One American dies from suicide every 12.8 minutes, making suicide the tenth leading cause of death in the United States according to the American Foundation for Suicide Prevention. There is consensus that if we could better predict who was at risk for suicide, then we could more effectively intervene to reduce this terrible burden on individuals, families and public health.
A new analysis of existing studies strongly supports the idea that there are increased levels of chemicals, called cytokines, in the body and brain that promote inflammation in individuals who are contemplating or have attempted suicide, even when compared to patients being treated for the same psychiatric disorders who are not suicidal.
These cytokines are known to be involved in problems in other body organs, such as the joints (arthritis), the coronary arteries (atherosclerosis) and the lungs (asthma). Studies have long suggested that cytokines are released under conditions of psychological stress and that inflammation in the brain contributes to depression. Thus, the current study suggests that suicide emerges in the context of a relatively greater activation of the immune system than typical stress or depression.
To conduct this work, Drs. Carmen Black and Brian Miller at Georgia Regents University collected and pooled data from 18 published studies, resulting in a combined total of 583 psychiatric patients with suicidality, 315 psychiatric patients without suicidality and 845 healthy control subjects. Their analysis revealed that patients with suicidality had significantly increased interleukin (IL)-1β and IL-6 levels in blood and postmortem brain.
"Our findings contribute to a growing body of evidence that immune system dysfunction, including inflammation, may be involved in the pathophysiology of major psychiatric disorders in some individuals.

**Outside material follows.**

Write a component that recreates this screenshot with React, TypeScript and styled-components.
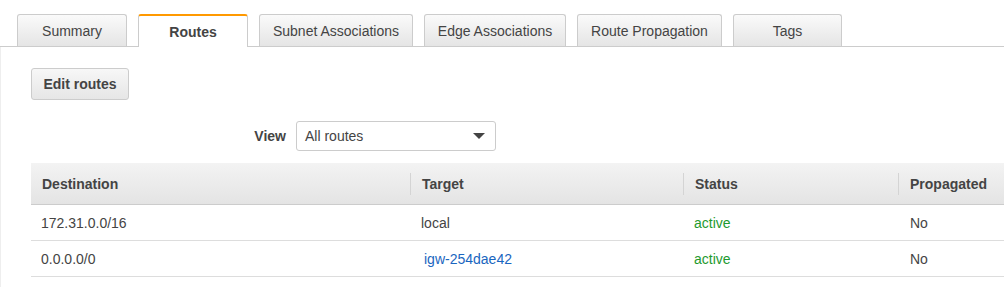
import React from 'react'
import styled, { createGlobalStyle, css } from 'styled-components'

const GlobalStyle = createGlobalStyle`
  html, body {
    margin: 0;
    padding: 0;
    background: #fff;
    overflow: hidden;
  }
  body {
    font-family: 'Liberation Sans', Arial, sans-serif;
    font-size: 14px;
    color: #444;
  }
`

const Page = styled.div`
  width: 1004px;
  height: 287px;
  overflow: hidden;
`

const TabBar = styled.div`
  display: flex;
  gap: 11px;
  padding: 14px 0 0 17px;
  border-bottom: 1px solid #ccc;
  height: 32px;
`

const Tab = styled.div<{ $active?: boolean; $width: number }>`
  box-sizing: border-box;
  width: ${(p) => p.$width}px;
  height: 32px;
  display: flex;
  align-items: center;
  justify-content: center;
  font-size: 14px;
  color: #444;
  border: 1px solid #ccc;
  border-bottom: none;
  border-radius: 3px 3px 0 0;
  background: linear-gradient(#fafafa, #e5e5e5);
  ${(p) =>
    p.$active &&
    css`
      height: 33px;
      font-weight: bold;
      background: #fff;
      border-top: 2px solid #f90;
      padding-top: 1px;
    `}
`

const Content = styled.div`
  border-left: 1px solid #eee;
  padding: 21px 0 20px 30px;
`

const Button = styled.button`
  box-sizing: border-box;
  height: 32px;
  width: 98px;
  padding: 0;
  font-family: inherit;
  font-size: 14px;
  font-weight: bold;
  color: #444;
  border: 1px solid #ccc;
  border-radius: 3px;
  background: linear-gradient(#f7f7f7, #e6e6e6);
`

const ViewRow = styled.div`
  display: flex;
  align-items: center;
  gap: 10px;
  margin-top: 21px;
`

const ViewLabel = styled.label`
  width: 255px;
  text-align: right;
  font-size: 14px;
  font-weight: bold;
  color: #444;
`

const Select = styled.div`
  box-sizing: border-box;
  width: 200px;
  height: 30px;
  display: flex;
  align-items: center;
  justify-content: space-between;
  padding: 0 10px 0 8px;
  border: 1px solid #ccc;
  border-radius: 3px;
  font-size: 14px;
  color: #444;
`

const Caret = styled.span`
  width: 0;
  height: 0;
  border-left: 6px solid transparent;
  border-right: 6px solid transparent;
  border-top: 6px solid #444;
`

const Table = styled.div`
  margin-top: 12px;
  width: 1040px;
`

const cols = '379px 273px 215px 1fr'

const HeadRow = styled.div`
  display: grid;
  grid-template-columns: ${cols};
  height: 42px;
  background: linear-gradient(#f3f3f3, #e4e4e4);
  border-bottom: 1px solid #ccc;
  box-sizing: border-box;
`

const HeadCell = styled.div<{ $first?: boolean }>`
  display: flex;
  align-items: center;
  padding: 10px 0;
  font-weight: bold;
  font-size: 14px;
  color: #444;
  & > span {
    display: flex;
    align-items: center;
    height: 22px;
    padding-left: ${(p) => (p.$first ? 10 : 11)}px;
    border-left: 1px solid ${(p) => (p.$first ? 'transparent' : '#d4d4d4')};
  }
`

const Row = styled.div`
  display: grid;
  grid-template-columns: ${cols};
  height: 36px;
  box-sizing: border-box;
  border-bottom: 1px solid #ddd;
`

const Cell = styled.div<{ $tone?: 'ok' | 'link'; $indent?: number }>`
  display: flex;
  align-items: center;
  padding-left: ${(p) => p.$indent ?? 11}px;
  font-size: 14px;
  color: ${(p) => (p.$tone === 'ok' ? '#1e9a2f' : p.$tone === 'link' ? '#1a66c0' : '#444')};
`

const tabs = [
  { label: 'Summary', width: 110 },
  { label: 'Routes', width: 110, active: true },
  { label: 'Subnet Associations', width: 154 },
  { label: 'Edge Associations', width: 142 },
  { label: 'Route Propagation', width: 145 },
  { label: 'Tags', width: 109 },
]

const routes = [
  { dest: '172.31.0.0/16', target: 'local', link: false, status: 'active', propagated: 'No' },
  { dest: '0.0.0.0/0', target: 'igw-254dae42', link: true, status: 'active', propagated: 'No' },
]

export default function App() {
  return (
    <Page>
      <GlobalStyle />
      <TabBar>
        {tabs.map((t) => (
          <Tab key={t.label} $active={t.active} $width={t.width}>
            {t.label}
          </Tab>
        ))}
      </TabBar>
      <Content>
        <Button>Edit routes</Button>
        <ViewRow>
          <ViewLabel>View</ViewLabel>
          <Select>
            <span>All routes</span>
            <Caret />
          </Select>
        </ViewRow>
        <Table>
          <HeadRow>
            <HeadCell $first>
              <span>Destination</span>
            </HeadCell>
            <HeadCell>
              <span>Target</span>
            </HeadCell>
            <HeadCell>
              <span>Status</span>
            </HeadCell>
            <HeadCell>
              <span>Propagated</span>
            </HeadCell>
          </HeadRow>
          {routes.map((r) => (
            <Row key={r.dest}>
              <Cell $indent={10}>{r.dest}</Cell>
              <Cell $tone={r.link ? 'link' : undefined} $indent={r.link ? 14 : 11}>
                {r.target}
              </Cell>
              <Cell $tone="ok">{r.status}</Cell>
              <Cell $indent={12}>{r.propagated}</Cell>
            </Row>
          ))}
        </Table>
      </Content>
    </Page>
  )
}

Specifically, cytokine levels may help distinguish patients with suicidality from patients without suicidality and controls," explained Miller. "That levels of IL-1β and IL-6 were altered in both blood and postmortem brain supports the robustness of our findings, as changes in the periphery might not be mirrored in the central nervous system."
The limitation of this study is that the relationship between elevated cytokine levels and suicide may be non-specific, i.e., increased levels may not determine whether a specific person is going to attempt suicide at a specific time. As a result, the ultimate achievement -- a specific suicide test -- is still a distant goal. However, by identifying biological markers generally associated with suicide, we may be gradually approaching an era where simple blood tests might help doctors predict long-term risk, much in the way that increased blood pressure may predict medical problems years or decades later.
By implication, studies are still needed to evaluate whether controlling inflammation earlier in life has a long-term protective effect. In addition, rigorously designed studies of large and diverse patient samples are still needed to confirm the presence of these cytokine alterations, but if replicated, such findings could contribute to more personalized medicine for patients.
"Inflammation affects every organ in the body. It is increasingly evident that we need to take a long-term perspective on the effects of inflammation on the brain," said Dr. John Krystal, Editor of Biological Psychiatry. "The path to preventing suicide may be to intervene early in long-term processes that increase the risk for suicide rather than to focus solely on the elusive short-term predictors of suicide."
Miller agrees and added, "Given that suicide is a major area of public health concern, it is critical to investigate potential markers of suicidality that could be used to assess treatment effectiveness, advance suicide prevention efforts and even help pave the way for future immune-based therapeutic interventions."